• [DATASET EXCERPT]:

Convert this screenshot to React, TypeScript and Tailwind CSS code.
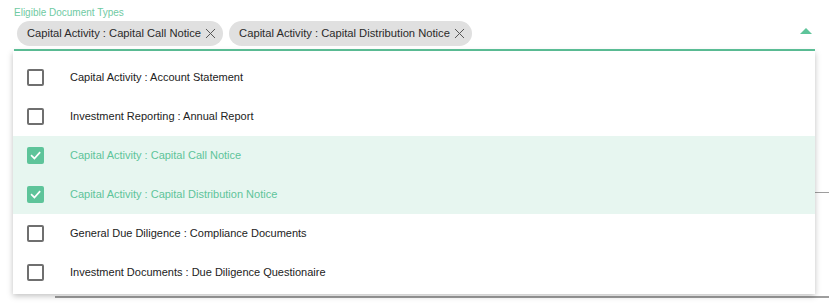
import { X } from 'lucide-react';

const options = [
  { label: 'Capital Activity : Account Statement', checked: false },
  { label: 'Investment Reporting : Annual Report', checked: false },
  { label: 'Capital Activity : Capital Call Notice', checked: true },
  { label: 'Capital Activity : Capital Distribution Notice', checked: true },
  { label: 'General Due Diligence : Compliance Documents', checked: false },
  { label: 'Investment Documents : Due Diligence Questionaire', checked: false },
];

const chips = ['Capital Activity : Capital Call Notice', 'Capital Activity : Capital Distribution Notice'];

function Checkbox({ checked }: { checked: boolean }) {
  if (checked) {
    return (
      <div className="w-[17px] h-[17px] rounded-[2px] bg-[#5ec49a] flex items-center justify-center">
        <svg className="w-[13px] h-[13px]" viewBox="0 0 24 24" fill="none" stroke="white" strokeWidth="3.2" strokeLinecap="square">
          <polyline points="5 12.5 10 17.5 19.5 7" />
        </svg>
      </div>
    );
  }
  return <div className="w-[17px] h-[17px] rounded-[2px] border-2 border-[#6f6f6f]" />;
}

export default function App() {
  return (
    <div className="relative w-[829px] h-[303px] bg-white overflow-hidden" style={{ fontFamily: '"Liberation Sans", Arial, sans-serif' }}>
      {/* Field */}
      <div className="pl-[14px] pr-[14px] pt-[7px]">
        <div className="text-[10px] leading-[12px] text-[#6fcaa3]">Eligible Document Types</div>
        <div className="flex items-center pl-[3px] pt-[2px] pb-[3px] gap-[6px]">
          {chips.map((c) => (
            <div key={c} className="h-[25px] rounded-full bg-[#e0e0e0] flex items-center pl-[10px] pr-[4px] text-[11.2px] text-[#2a2a2a]">
              <span>{c}</span>
              <X className="w-[17px] h-[17px] ml-px text-[#555]" strokeWidth={1.4} />
            </div>
          ))}
          <div className="flex-1" />
          <svg className="w-[12px] h-[6px] mr-[3px] mb-[5px]" viewBox="0 0 12 6">
            <polygon points="0,6 6,0 12,6" fill="#5ec49a" />
          </svg>
        </div>
        <div className="h-[2px] bg-[#5ec49a]" />
      </div>

      {/* Rest of the form behind the menu */}
      <div className="mt-[141px] ml-[14px] h-px bg-[#9e9e9e]" />
      <div className="mt-[103px] ml-[55px] h-[2px] bg-[#9e9e9e]" />

      {/* Dropdown menu */}
      <div className="absolute left-[13px] top-[51px] w-[802px] h-[243px] bg-white pt-[7px] shadow-[0_2px_6px_rgba(0,0,0,0.25)] overflow-hidden">
        {options.map((o) => (
          <div key={o.label} className={`h-[39px] flex items-center pl-[14px] ${o.checked ? 'bg-[#e7f6f0]' : ''}`}>
            <Checkbox checked={o.checked} />
            <span className={`ml-[26px] text-[11px] ${o.checked ? 'text-[#5ec49a]' : 'text-[#222]'}`}>{o.label}</span>
          </div>
        ))}
      </div>
    </div>
  );
}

• [PROBLEM STATEMENT]:
Repeat the listing above from its first line through the line that contains "const chips = ['Capital", both included, and nothing more. Drop the pictures.

• [COMPLETED TASK]:
Convert this screenshot to React, TypeScript and Tailwind CSS code.
import { X } from 'lucide-react';

const options = [
  { label: 'Capital Activity : Account Statement', checked: false },
  { label: 'Investment Reporting : Annual Report', checked: false },
  { label: 'Capital Activity : Capital Call Notice', checked: true },
  { label: 'Capital Activity : Capital Distribution Notice', checked: true },
  { label: 'General Due Diligence : Compliance Documents', checked: false },
  { label: 'Investment Documents : Due Diligence Questionaire', checked: false },
];

const chips = ['Capital Activity : Capital Call Notice', 'Capital Activity : Capital Distribution Notice'];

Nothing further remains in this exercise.